-- START OF RECORDS PROVIDED --

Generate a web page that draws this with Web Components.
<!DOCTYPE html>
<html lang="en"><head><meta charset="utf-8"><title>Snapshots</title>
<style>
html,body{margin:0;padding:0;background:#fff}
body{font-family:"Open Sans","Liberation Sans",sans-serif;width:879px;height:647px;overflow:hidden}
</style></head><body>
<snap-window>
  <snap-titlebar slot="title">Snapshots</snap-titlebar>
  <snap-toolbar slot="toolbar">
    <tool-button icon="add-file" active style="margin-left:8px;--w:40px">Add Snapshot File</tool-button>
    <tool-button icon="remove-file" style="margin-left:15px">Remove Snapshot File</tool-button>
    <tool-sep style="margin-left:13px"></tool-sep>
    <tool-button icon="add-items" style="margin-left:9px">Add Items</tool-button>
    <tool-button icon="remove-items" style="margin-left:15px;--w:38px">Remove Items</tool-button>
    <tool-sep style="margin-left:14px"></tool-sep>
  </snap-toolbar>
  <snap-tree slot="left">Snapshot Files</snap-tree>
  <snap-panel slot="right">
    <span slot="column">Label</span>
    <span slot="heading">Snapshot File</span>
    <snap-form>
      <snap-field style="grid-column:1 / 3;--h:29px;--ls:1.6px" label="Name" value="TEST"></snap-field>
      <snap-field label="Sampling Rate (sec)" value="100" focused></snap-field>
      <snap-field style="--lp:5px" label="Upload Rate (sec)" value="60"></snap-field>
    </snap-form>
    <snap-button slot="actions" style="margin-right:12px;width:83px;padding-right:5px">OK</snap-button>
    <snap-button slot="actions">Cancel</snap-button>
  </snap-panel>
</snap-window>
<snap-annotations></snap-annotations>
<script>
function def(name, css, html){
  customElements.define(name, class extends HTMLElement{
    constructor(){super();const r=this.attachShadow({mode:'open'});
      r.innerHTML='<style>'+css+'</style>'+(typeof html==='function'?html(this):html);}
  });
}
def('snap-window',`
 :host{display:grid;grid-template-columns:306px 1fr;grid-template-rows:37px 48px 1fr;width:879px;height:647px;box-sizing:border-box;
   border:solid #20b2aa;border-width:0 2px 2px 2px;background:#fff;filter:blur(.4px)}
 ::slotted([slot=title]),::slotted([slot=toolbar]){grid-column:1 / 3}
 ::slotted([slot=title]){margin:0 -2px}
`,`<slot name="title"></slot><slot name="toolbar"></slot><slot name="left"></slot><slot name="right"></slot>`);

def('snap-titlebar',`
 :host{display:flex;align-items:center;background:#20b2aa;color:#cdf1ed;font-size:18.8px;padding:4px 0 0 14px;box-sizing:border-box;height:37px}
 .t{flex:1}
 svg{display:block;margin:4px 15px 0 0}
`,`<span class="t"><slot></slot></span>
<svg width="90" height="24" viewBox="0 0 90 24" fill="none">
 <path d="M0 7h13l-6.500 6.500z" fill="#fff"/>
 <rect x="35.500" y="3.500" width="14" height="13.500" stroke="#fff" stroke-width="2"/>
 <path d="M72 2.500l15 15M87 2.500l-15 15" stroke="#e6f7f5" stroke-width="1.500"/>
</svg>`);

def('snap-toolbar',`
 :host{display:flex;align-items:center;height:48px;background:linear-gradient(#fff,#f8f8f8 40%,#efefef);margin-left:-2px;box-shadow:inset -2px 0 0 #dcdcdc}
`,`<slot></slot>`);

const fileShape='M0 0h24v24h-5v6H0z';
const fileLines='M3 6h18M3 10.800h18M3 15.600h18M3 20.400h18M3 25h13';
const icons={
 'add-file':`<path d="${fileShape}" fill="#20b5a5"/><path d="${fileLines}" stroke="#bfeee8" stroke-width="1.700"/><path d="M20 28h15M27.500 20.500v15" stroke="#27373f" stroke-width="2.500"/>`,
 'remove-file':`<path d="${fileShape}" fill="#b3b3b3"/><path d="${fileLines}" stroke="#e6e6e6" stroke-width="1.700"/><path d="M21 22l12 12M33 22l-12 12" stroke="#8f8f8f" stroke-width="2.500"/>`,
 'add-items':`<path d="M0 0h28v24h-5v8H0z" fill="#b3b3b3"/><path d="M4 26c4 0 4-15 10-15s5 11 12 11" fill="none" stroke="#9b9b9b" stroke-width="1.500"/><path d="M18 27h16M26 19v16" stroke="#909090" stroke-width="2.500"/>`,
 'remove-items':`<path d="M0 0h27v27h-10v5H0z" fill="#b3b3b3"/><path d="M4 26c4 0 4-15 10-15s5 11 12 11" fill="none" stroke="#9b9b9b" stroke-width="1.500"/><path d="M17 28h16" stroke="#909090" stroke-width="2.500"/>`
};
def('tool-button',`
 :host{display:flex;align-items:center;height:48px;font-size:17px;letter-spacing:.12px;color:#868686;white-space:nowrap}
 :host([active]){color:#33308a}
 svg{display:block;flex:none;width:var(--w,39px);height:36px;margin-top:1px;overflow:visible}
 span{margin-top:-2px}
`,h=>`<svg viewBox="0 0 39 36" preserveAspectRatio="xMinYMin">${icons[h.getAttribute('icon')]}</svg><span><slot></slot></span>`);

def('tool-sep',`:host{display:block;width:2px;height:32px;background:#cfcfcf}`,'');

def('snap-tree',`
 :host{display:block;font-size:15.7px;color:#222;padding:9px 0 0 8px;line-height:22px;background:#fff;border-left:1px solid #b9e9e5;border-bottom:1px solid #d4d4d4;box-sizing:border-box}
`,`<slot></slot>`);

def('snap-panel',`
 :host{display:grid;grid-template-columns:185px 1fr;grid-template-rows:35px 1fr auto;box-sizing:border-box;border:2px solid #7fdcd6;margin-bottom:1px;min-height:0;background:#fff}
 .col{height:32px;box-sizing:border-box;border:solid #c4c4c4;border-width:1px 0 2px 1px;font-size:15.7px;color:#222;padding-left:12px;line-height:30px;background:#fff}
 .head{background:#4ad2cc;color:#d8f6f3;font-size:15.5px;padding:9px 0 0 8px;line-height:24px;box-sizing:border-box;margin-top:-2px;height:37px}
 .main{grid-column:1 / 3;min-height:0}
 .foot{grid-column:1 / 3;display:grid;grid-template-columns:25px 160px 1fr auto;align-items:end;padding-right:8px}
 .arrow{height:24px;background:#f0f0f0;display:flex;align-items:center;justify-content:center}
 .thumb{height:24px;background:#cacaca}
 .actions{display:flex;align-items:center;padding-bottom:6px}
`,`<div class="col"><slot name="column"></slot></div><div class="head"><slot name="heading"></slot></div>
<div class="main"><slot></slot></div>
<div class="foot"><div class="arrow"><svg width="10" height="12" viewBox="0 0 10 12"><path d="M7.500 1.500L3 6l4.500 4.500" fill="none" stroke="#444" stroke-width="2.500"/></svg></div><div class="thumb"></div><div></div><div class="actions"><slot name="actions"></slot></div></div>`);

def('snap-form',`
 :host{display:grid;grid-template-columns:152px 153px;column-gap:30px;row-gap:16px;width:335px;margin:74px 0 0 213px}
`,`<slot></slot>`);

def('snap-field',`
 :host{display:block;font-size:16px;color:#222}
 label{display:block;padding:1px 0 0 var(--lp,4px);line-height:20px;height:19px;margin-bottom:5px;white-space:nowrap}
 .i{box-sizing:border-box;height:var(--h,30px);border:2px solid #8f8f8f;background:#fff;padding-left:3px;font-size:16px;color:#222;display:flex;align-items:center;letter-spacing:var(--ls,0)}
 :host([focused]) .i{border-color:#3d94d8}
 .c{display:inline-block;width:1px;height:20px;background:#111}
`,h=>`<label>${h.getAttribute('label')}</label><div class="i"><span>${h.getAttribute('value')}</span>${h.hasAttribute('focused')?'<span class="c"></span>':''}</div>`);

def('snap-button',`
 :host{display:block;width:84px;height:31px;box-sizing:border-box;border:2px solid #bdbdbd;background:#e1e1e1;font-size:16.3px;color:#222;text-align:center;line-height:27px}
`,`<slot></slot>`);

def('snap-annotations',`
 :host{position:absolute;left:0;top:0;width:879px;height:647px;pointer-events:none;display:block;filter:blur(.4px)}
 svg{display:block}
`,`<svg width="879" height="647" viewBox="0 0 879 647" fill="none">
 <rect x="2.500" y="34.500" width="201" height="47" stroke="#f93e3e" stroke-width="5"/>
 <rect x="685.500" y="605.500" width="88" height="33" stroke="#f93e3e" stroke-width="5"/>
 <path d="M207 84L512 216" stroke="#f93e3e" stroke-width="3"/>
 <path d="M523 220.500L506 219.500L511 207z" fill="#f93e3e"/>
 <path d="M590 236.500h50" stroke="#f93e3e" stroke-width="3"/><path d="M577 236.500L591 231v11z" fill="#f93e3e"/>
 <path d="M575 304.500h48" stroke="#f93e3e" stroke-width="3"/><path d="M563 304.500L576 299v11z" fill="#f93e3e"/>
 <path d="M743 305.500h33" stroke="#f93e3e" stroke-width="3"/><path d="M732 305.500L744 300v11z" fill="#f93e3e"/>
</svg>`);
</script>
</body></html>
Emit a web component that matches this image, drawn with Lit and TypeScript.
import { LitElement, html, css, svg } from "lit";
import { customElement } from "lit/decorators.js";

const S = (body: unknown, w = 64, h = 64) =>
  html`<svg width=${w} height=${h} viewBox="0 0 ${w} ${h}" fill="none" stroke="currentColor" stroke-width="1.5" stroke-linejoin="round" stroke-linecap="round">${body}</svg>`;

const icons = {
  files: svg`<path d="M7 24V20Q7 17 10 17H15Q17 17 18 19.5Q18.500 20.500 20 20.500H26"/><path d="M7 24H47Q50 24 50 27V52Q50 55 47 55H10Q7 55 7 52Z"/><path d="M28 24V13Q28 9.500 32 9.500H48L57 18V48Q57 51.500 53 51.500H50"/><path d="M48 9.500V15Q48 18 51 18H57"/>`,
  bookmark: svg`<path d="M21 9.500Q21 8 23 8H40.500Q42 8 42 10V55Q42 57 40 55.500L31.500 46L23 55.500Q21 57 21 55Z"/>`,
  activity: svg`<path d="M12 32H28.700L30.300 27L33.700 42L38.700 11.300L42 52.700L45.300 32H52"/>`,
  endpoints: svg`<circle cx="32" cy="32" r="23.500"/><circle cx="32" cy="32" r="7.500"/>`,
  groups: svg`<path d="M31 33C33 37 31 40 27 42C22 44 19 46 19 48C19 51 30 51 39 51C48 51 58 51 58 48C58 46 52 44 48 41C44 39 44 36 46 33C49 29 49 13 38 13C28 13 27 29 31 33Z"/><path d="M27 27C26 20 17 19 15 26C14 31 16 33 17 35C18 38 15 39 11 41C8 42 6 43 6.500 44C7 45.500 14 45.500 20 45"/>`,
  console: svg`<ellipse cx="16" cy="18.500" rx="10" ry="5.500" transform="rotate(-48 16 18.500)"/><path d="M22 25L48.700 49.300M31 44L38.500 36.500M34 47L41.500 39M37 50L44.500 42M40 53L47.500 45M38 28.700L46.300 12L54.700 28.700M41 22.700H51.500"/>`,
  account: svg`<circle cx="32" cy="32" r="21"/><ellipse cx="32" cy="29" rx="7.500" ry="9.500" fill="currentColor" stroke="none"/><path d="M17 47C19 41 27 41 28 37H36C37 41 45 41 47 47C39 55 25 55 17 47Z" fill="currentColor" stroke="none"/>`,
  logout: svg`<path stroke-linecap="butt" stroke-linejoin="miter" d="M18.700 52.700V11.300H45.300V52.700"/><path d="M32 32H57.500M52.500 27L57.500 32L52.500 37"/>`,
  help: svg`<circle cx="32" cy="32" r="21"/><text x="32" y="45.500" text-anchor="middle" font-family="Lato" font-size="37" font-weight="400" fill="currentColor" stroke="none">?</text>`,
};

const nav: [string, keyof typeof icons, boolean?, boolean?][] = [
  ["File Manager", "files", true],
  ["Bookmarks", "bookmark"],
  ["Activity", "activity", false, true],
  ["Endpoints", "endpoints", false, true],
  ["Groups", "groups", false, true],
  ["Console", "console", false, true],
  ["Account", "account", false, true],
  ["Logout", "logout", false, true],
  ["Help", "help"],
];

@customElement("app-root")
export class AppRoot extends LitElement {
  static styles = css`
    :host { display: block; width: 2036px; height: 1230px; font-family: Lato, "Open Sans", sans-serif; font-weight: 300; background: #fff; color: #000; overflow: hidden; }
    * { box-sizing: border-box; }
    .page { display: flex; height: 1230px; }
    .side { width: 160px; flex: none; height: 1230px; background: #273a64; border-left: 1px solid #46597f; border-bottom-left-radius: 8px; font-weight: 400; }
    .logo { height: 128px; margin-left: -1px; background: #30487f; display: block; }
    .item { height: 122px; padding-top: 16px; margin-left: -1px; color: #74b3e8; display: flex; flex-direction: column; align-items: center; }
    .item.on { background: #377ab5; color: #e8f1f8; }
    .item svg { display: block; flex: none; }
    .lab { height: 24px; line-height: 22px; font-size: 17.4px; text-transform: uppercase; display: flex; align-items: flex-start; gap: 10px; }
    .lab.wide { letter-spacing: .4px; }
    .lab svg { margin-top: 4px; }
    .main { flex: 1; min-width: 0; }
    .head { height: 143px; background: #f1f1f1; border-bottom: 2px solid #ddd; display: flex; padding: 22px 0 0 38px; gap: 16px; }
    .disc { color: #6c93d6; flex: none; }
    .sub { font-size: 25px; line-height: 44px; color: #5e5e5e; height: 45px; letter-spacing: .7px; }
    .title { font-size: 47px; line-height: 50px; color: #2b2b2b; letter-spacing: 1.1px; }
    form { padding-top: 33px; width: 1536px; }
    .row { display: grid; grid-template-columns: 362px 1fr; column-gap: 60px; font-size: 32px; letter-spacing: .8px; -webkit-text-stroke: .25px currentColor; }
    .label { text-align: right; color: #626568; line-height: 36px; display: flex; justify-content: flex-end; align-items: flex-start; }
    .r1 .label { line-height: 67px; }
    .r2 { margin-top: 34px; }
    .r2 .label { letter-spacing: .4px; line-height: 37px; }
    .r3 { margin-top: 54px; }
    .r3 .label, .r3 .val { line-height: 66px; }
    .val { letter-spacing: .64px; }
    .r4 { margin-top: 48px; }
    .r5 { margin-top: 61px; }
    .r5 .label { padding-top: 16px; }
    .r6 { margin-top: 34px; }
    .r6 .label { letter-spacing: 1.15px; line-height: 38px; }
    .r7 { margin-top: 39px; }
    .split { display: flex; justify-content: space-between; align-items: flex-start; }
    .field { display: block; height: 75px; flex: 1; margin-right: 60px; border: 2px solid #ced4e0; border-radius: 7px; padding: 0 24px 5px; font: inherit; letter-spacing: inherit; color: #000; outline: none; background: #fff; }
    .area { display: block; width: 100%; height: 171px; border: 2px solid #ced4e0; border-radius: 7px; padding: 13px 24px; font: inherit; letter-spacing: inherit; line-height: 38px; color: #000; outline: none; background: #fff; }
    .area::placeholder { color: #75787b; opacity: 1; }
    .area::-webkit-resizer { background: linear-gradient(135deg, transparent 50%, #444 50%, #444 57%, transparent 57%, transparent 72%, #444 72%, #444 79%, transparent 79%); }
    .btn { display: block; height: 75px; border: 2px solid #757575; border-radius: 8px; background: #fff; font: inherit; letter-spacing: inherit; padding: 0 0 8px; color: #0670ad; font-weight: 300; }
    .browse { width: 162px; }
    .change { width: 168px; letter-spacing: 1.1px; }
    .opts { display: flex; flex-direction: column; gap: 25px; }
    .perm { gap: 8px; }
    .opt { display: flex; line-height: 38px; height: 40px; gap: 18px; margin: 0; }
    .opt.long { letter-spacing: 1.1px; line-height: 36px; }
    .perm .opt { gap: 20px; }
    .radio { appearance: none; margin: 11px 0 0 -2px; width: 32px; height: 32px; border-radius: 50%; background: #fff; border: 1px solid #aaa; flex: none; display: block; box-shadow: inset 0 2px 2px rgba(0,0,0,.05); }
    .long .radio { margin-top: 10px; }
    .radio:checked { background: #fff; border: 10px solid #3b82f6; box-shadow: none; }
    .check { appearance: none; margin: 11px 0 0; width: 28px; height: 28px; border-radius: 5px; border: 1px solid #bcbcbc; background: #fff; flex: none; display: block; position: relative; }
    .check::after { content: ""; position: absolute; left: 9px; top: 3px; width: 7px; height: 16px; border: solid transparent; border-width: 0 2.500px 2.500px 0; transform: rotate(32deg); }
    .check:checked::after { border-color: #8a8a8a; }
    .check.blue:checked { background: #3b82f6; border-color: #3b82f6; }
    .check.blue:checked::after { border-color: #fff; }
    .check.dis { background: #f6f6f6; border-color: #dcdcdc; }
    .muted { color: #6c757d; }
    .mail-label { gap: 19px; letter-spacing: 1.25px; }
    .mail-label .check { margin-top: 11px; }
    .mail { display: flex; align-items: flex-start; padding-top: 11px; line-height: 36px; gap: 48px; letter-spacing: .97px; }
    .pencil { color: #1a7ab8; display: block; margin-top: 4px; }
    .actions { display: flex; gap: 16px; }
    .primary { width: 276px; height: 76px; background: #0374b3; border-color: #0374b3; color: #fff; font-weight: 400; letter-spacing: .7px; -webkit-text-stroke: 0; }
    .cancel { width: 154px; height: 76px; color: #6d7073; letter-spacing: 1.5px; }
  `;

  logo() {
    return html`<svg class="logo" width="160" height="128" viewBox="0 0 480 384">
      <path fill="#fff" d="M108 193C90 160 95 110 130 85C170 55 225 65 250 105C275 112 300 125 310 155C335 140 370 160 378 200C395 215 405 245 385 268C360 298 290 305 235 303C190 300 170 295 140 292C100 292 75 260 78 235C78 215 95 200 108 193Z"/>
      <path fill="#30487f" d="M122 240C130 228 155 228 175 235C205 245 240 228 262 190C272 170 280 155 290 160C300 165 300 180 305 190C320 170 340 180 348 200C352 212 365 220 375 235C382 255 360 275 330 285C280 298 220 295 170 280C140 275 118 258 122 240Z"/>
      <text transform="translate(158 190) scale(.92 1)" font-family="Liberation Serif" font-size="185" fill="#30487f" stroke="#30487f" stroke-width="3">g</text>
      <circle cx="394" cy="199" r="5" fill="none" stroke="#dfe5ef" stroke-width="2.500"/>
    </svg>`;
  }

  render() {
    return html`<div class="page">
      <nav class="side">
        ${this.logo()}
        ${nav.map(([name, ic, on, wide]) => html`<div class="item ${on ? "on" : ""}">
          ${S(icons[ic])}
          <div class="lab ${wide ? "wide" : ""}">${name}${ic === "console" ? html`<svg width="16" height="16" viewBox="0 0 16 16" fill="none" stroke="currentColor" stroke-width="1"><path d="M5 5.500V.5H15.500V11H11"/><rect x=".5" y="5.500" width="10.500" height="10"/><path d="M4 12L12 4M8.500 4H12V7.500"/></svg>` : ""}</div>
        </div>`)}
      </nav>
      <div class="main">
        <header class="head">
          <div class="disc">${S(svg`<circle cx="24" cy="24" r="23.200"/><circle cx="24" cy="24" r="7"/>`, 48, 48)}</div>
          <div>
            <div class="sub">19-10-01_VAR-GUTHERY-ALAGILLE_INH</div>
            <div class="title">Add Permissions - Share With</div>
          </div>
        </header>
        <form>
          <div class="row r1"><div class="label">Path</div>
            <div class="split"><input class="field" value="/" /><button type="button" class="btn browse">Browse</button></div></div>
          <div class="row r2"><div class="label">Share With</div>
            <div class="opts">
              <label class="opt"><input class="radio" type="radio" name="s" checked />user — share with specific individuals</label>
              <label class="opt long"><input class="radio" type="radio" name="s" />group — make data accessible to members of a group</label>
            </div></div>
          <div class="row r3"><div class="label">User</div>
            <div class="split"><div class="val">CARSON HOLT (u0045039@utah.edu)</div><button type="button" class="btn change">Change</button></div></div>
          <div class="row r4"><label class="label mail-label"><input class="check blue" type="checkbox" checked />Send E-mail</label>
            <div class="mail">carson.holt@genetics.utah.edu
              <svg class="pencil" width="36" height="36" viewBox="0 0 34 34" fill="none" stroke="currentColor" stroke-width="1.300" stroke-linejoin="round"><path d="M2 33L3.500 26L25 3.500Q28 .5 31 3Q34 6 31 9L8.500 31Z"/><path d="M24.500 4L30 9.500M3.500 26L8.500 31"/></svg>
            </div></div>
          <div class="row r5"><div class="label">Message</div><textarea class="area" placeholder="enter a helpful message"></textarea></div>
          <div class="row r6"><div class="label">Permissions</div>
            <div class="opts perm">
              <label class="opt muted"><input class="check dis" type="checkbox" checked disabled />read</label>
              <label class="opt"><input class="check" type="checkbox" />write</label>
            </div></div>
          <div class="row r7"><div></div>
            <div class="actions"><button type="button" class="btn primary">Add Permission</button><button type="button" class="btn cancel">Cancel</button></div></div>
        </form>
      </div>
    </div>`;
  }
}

-- END OF RECORDS PROVIDED --

GOAL: Determine how many lines include the word "page" and report that number by itself.

EXERCISE ANSWER: 3